Now, a deadly accident, in which a truck rammed into the car the survivor was travelling in, has critically injured the survivor and her lawyer, and has led to the death of two of her aunts. This episode reveals how ordinary people are denied basic rights by powerful people and a biased administration.

It is shameful that perpetrators can walk scot-free if they have the right connections. The chain of events at Unnao reveals the hollowness of India’s democracy. The falsehood of the ‘Beti Bachao’ campaign also stands exposed.

Srikanta Bhattacharjee,

Sir — The Unnao rape incident has shattered the fabric of democracy in our country. The survivor and her family have been put through a shocking ordeal. This shows how easily the powerful can thwart punishment in spite of committing heinous crimes.

Would it be unreasonable to be suspicious about the timing of the accident that took place on July 28? The licence plate of the truck that rammed into the car carrying the survivor was conveniently blacked out. The security personnel assigned to the woman were absent as well. Why did this glaring lapse on the part of the police occur?

T.K. Nandanan,

Sir — The manner in which the Yogi Adityanath-led government in Uttar Pradesh handled the Unnao gang rape case is outrageous. Questions have been raised about whether the truck-car collision was an accident or a planned attack to eliminate the survivor and those associated with her. Certain factors, including the absence of the security personnel assigned to the survivor and the smudging out of the truck’s registration plate, have only strengthened suspicions. At this point, the Supreme Court’s monitoring of the investigation is urgently needed.

S.K. Choudhury,

Wrong move

Sir — The recent announcement by the Andhra Pradesh government — directed at existing as well as upcoming industries — for mandatory reservation of 75 per cent jobs for local people is a gross violation of ethics, reason and fundamental rights. It is discriminatory and against the principle of fair employment. This policy violates the 50 per cent cap set by the Supreme Court, and will encourage provincialism.

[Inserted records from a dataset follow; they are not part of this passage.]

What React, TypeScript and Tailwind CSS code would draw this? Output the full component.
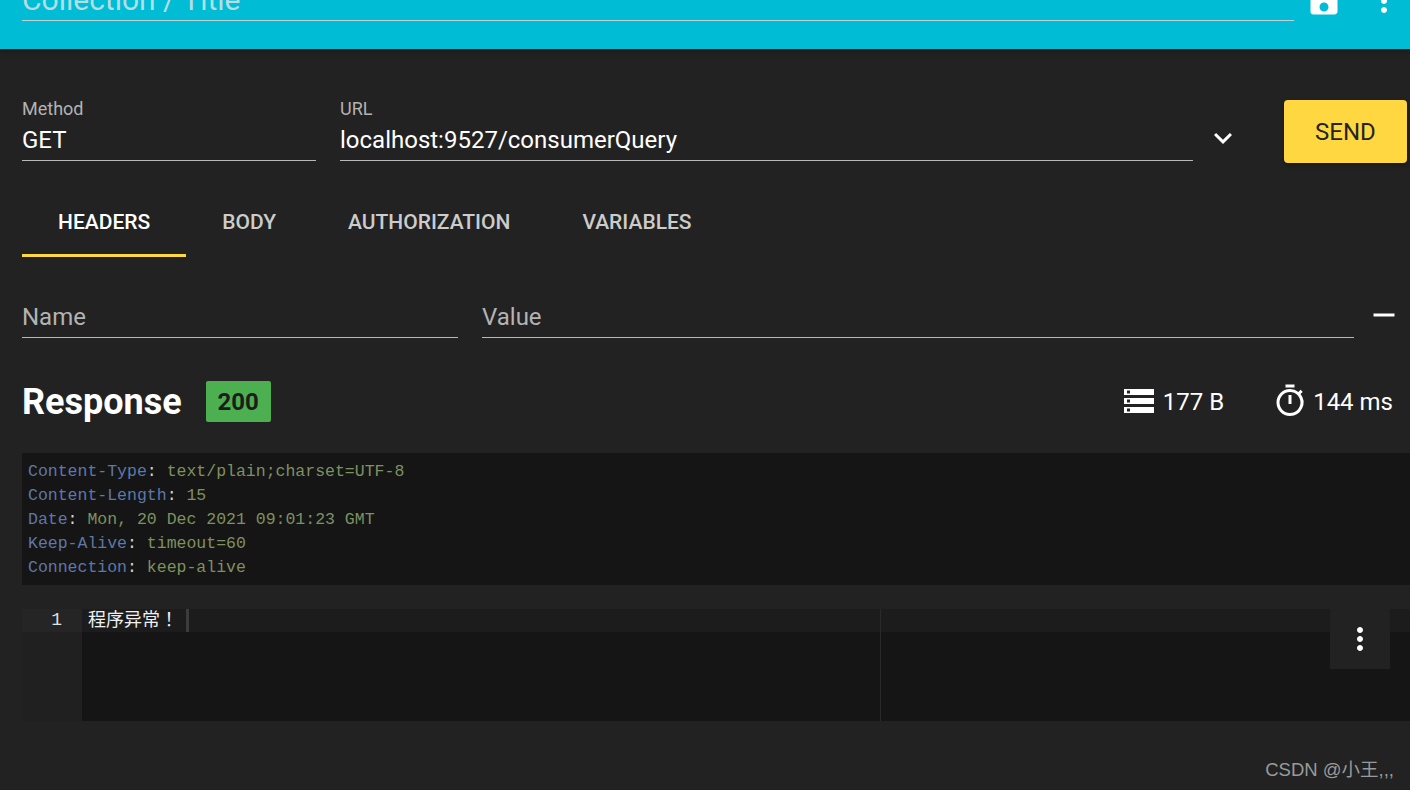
import React from "react";
import { MdExpandMore, MdMoreVert, MdOutlineTimer, MdRemove, MdSave, MdStorage } from "react-icons/md";

const headers = [
  ["Content-Type", "text/plain;charset=UTF-8"],
  ["Content-Length", "15"],
  ["Date", "Mon, 20 Dec 2021 09:01:23 GMT"],
  ["Keep-Alive", "timeout=60"],
  ["Connection", "keep-alive"],
];

function Field({ label, value, className }: { label: string; value: string; className: string }) {
  return (
    <div className={className}>
      <div className="text-[18px] leading-[24px] text-[#b3b3b3]">{label}</div>
      <div className="h-[40px] border-b border-[#b8b8b8] text-[24px] leading-[38px] text-white">{value}</div>
    </div>
  );
}

function Tab({ label, active }: { label: string; active?: boolean }) {
  return (
    <div
      className={
        "flex h-[71px] items-center px-[36px] text-[21px] font-medium " +
        (active ? "border-b-[3px] border-[#ffd740] pt-[6px] text-white" : "pt-[3px] text-[#cccccc]")
      }
    >
      {label}
    </div>
  );
}

export default function App() {
  return (
    <div className="relative h-[790px] w-[1410px] overflow-hidden bg-[#222222] font-['Roboto',sans-serif]">
      <header className="flex h-[49px] items-start gap-[12px] overflow-hidden bg-[#00bcd4] pl-[22px] shadow-[0_2px_6px_rgba(0,0,0,0.3)]">
        <div className="mt-[-16px] h-[37px] w-[1272px] shrink-0 border-b border-[#b9d3d8] text-[30px] leading-[32px] text-[#b4dde4]">
          Collection / Title
        </div>
        <MdSave className="mt-[-17px] shrink-0 text-white" size={36} />
        <MdMoreVert className="mt-[-17px] ml-[12px] shrink-0 text-white" size={36} />
      </header>

      <section className="flex items-start pl-[22px] pt-[48px]">
        <Field className="w-[294px] shrink-0" label="Method" value="GET" />
        <Field className="ml-[24px] w-[853px] shrink-0" label="URL" value="localhost:9527/consumerQuery" />
        <MdExpandMore className="ml-[12px] mt-[23px] shrink-0 text-white" size={36} />
        <button className="ml-[43px] mt-[3px] h-[63px] w-[123px] shrink-0 rounded-[4px] bg-[#ffd740] text-[24px] text-[#242424] shadow-[0_2px_4px_rgba(0,0,0,0.3)]">
          SEND
        </button>
      </section>

      <nav className="flex px-[22px] pt-[23px]">
        <Tab label="HEADERS" active />
        <Tab label="BODY" />
        <Tab label="AUTHORIZATION" />
        <Tab label="VARIABLES" />
      </nav>

      <section className="flex items-start gap-[24px] pl-[22px] pt-[45px]">
        <div className="h-[36px] w-[436px] shrink-0 border-b border-[#b8b8b8] text-[24px] leading-[30px] text-[#b3b3b3]">Name</div>
        <div className="h-[36px] w-[872px] shrink-0 border-b border-[#b8b8b8] text-[24px] leading-[30px] text-[#b3b3b3]">Value</div>
        <MdRemove className="ml-[-12px] mt-[-5px] shrink-0 text-white" size={36} />
      </section>

      <section className="flex items-center px-[22px] pt-[41px]">
        <h2 className="pt-[2px] text-[36px] font-bold leading-[42px] text-white">Response</h2>
        <span className="ml-[24px] flex h-[41px] w-[65px] items-center justify-center rounded-[2px] bg-[#4caf50] pt-[2px] text-[24px] font-bold text-[#1c1c1c]">
          200
        </span>
        <div className="ml-auto flex items-center text-[24px] text-white">
          <MdStorage size={36} />
          <span className="ml-[6px] pt-[2px]">177 B</span>
          <MdOutlineTimer className="ml-[48px]" size={36} />
          <span className="ml-[5px] mr-[-5px] pt-[2px]">144 ms</span>
        </div>
      </section>

      <section className="ml-[22px] mt-[30px] h-[132px] bg-[#151515] pl-[6px] pt-[7px] font-['Liberation_Mono',monospace] text-[16.5px] leading-[24px]">
        {headers.map(([name, value]) => (
          <div key={name}>
            <span className="text-[#5f78a8]">{name}</span>
            <span className="text-[#d4d4d4]">: </span>
            <span className="text-[#7e9160]">{value}</span>
          </div>
        ))}
      </section>

      <section className="relative ml-[22px] mt-[24px] flex h-[112px] bg-[#151515] font-['Liberation_Mono','Noto_Sans_CJK_JP',monospace]">
        <div className="w-[60px] shrink-0 bg-[#202020]">
          <div className="h-[23px] bg-[#252525] pr-[20px] text-right text-[18px] leading-[23px] text-[#e0e0e0]">1</div>
        </div>
        <div className="flex h-[23px] min-w-0 flex-1 bg-[#1c1c1c]">
          <span className="ml-[6px] border-r-[3px] border-[#3c3c3c] pr-[8px] text-[18px] leading-[25px] text-[#f0f0f0]">程序异常！</span>
        </div>
        <div className="absolute bottom-0 left-[858px] top-0 w-px bg-[#2a2a2a]" />
        <div className="absolute right-[20px] top-0 flex h-[60px] w-[60px] items-center justify-center bg-[#222222]">
          <MdMoreVert className="text-white" size={36} />
        </div>
      </section>

      <div className="absolute bottom-[6px] right-[16px] font-['Liberation_Sans','Noto_Sans_CJK_SC',sans-serif] text-[18.5px] leading-[28px] text-[#9a9a9a]">
        CSDN @小王,,,
      </div>
    </div>
  );
}
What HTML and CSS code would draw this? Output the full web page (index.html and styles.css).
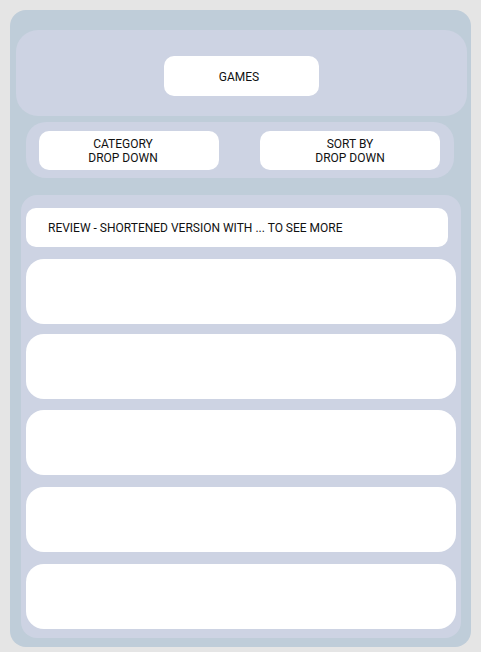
FILE: index.html
```html
<!DOCTYPE html>
<html>
<head>
<meta charset="utf-8">
<link rel="stylesheet" href="styles.css">
</head>
<body>
<div class="panel">
  <div class="header">
    <div class="title-btn">GAMES</div>
  </div>
  <div class="filters">
    <div class="dropdown dropdown-category">CATEGORY<br>DROP DOWN</div>
    <div class="dropdown">SORT BY<br>DROP DOWN</div>
  </div>
  <div class="list">
    <div class="review">REVIEW - SHORTENED VERSION WITH ... TO SEE MORE</div>
    <div class="card"></div>
    <div class="card gap-s"></div>
    <div class="card"></div>
    <div class="card gap-l"></div>
    <div class="card gap-l"></div>
  </div>
</div>
</body>
</html>
```
FILE: styles.css
```css
html, body {
  margin: 0;
  padding: 0;
}
body {
  background: #e5e5e5;
  font-family: Roboto, "Liberation Sans", sans-serif;
  font-size: 12px;
  color: #111;
  width: 481px;
  height: 652px;
  overflow: hidden;
}
.panel {
  margin: 10px 0 0 10px;
  width: 461px;
  height: 637px;
  box-sizing: border-box;
  background: #bfcdd9;
  border-radius: 16px;
  padding-top: 20px;
  display: flex;
  flex-direction: column;
}
.header {
  margin: 0 4px 0 6px;
  height: 86px;
  box-sizing: border-box;
  background: #cdd3e3;
  border-radius: 22px;
  display: flex;
  justify-content: center;
  padding-top: 26px;
}
.title-btn {
  width: 155px;
  height: 40px;
  box-sizing: border-box;
  padding: 2px 5px 0 0;
  background: #fff;
  border-radius: 10px;
  display: flex;
  align-items: center;
  justify-content: center;
}
.filters {
  margin: 6px 17px 0 16px;
  height: 56px;
  box-sizing: border-box;
  background: #cdd3e3;
  border-radius: 20px;
  display: flex;
  justify-content: space-between;
  align-items: flex-start;
  padding: 9px 14px 0 13px;
}
.dropdown {
  width: 180px;
  height: 39px;
  box-sizing: border-box;
  background: #fff;
  border-radius: 10px;
  display: flex;
  align-items: center;
  justify-content: center;
  text-align: center;
  line-height: 14px;
}
.dropdown-category {
  padding-right: 12px;
}
.list {
  margin: 17px 10px 0 11px;
  height: 443px;
  box-sizing: border-box;
  background: #cdd3e3;
  border-radius: 16px;
  padding: 13px 5px 0 5px;
  display: flex;
  flex-direction: column;
}
.review {
  margin-right: 8px;
  height: 39px;
  background: #fff;
  border-radius: 10px;
  display: flex;
  align-items: center;
  padding-left: 22px;
}
.card {
  height: 65px;
  background: #fff;
  border-radius: 18px;
  margin-top: 11px;
}
.review + .card {
  margin-top: 12px;
}
.card.gap-s {
  margin-top: 10px;
}
.card.gap-l {
  margin-top: 12px;
}
```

Rather than improving employment figures, this populist move will have detrimental effects on industries and future investment. The forceful imposition of reservations is not a solution to unemployment. The state should improve infrastructure, and provide education and training to local people to increase their eligibility for such jobs. The loss of Hyderabad and a sizeable part of the industrial belt as a result of bifurcation should not act as a deterrent but as motivation to improve employment in the state.

Chanchal Nandy,
West Burdwan

Sir — The Andhra Pradesh chief minister, Y.S. Jaganmohan Reddy, apparently felt that reservation of jobs will placate the youth of the state (“Populist pie”, July 29). The Andhra Pradesh Employment of Local Candidates in Industries/ Factories Act, 2019 will ultimately hurt the state and its people. The freedom to appoint workers with the requisite skills is important for industrial development. This move could restrict investment in the state. It will also set a wrong precedent.

S.S. Paul,

Festive mood

Sir — The iconic East Bengal football club started its centenary celebrations this year. Established on August 1, 1920, the club has crores of ardent followers. As one of them, it is wonderful to observe the occasion being celebrated not just by the club authorities but also hundreds of football lovers. Newspapers, television channels and radio stations have also covered the celebrations. The extent of love suggests that the centenary might be a big theme during Durga Puja this year.